Il brano musicale (gradevole, oltre che simbolico) è stato pubblicato il 5 novembre scorso dall’etichetta Occupation Records per finanziare le iniziative di Occupy London. Proprio quel giorno circa duemila persone si sono riunite in Trafalgar Square a Londra per una marcia di protesta sulla piazza del Parlamento. Era l’anniversario della fallita impresa del 1605 di Guy Fawkes per spodestare Re James e far saltare in aria il Parlamento. Il rivoluzionario sfortunato ha poi ispirato V for Vendetta e la maschera usata dal protagonista del film è diventata simbolo dei recenti movimenti di protesta anticrisi in tutto il mondo.
The Guardian ha utilizzato e messo a disposizione su YouTube la canzone di Moore come colonna sonora delle riprese effettuate durante la manifestazione. Il brano si può ancora acquistare in download qui, al costo di una sterlina. Soldi spesi per una buona causa, per ascoltare la voce morbida dell’eclettico Alan Moore e dimenticare zio Michele e chi ne racconta le imprese giudiziarie.
Fonti: L’Espresso, Il Corriere della Serra, La Stampa, The Guardian, Ghiaccio Nove, Comix Factory, Wikipedia.
[1] Accompagnato dalla musica di Joe Brown, il lamento di Moore dipinge con strofe ricche e barocche le immagini di un’Inghilterra segnata da episodi di miseria: una ragazza senzatetto si asciuga i capelli in un bagno pubblico, un uomo muore di freddo, non potendosi permettere di pagare la bolletta del gas. Fotografie sbiadite, storie piccole e particolari che, come nelle opere più politiche di Moore, assurgono a esempio di una situazione sociale ormai insostenibile. Piccoli omicidi, perpetrati verso la società dall’elite che “ha investito negli immobili i suoi bonus finanziari, facendo crescere i prezzi delle case e il numero dei senzatetto”. Perché le storie cantate da Moore non hanno l’obiettivo di suscitare pietà o solidarietà: il fine è riconoscere e accusare chi ha guidato l’Inghilterra fin qui, uccidendo “con l’avidità e l’incompetenza, quando qualsiasi sociopatico uccide con il martello, o il mattone, e magari dopo due o tre anni proverà rimorso” (Alessio Andreotti, Ghiaccio Nove).
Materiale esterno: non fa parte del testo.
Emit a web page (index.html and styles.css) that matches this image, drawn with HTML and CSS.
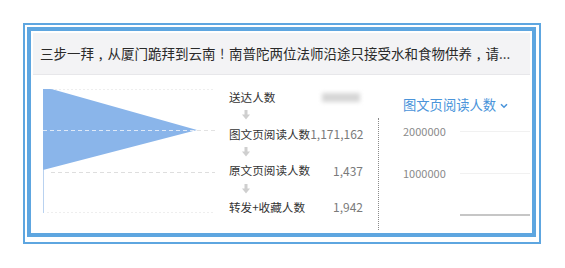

[2] “La caratteristica sconvolgente del delitto britannico, come già notava George Orwell in quel famoso saggio del 1946 ironicamente intitolato Decline of the English Murder, è la vernice di apparente rispettabilità. L’ assassino ideale, notava Orwell, è un piccolo uomo qualsiasi, che vive un’esistenza noiosa e banale in una casa qualunque di periferia, e che avendo deciso il delitto lo esegue con la massima astuzia. Alla fine il delitto britannico classico è scoperto, in genere per caso e solo per una svista. Così almeno avveniva, di solito, nel mondo di Orwell”. (Renzo Cianfanelli, Il Corriere della Sera, 21 marzo 1994).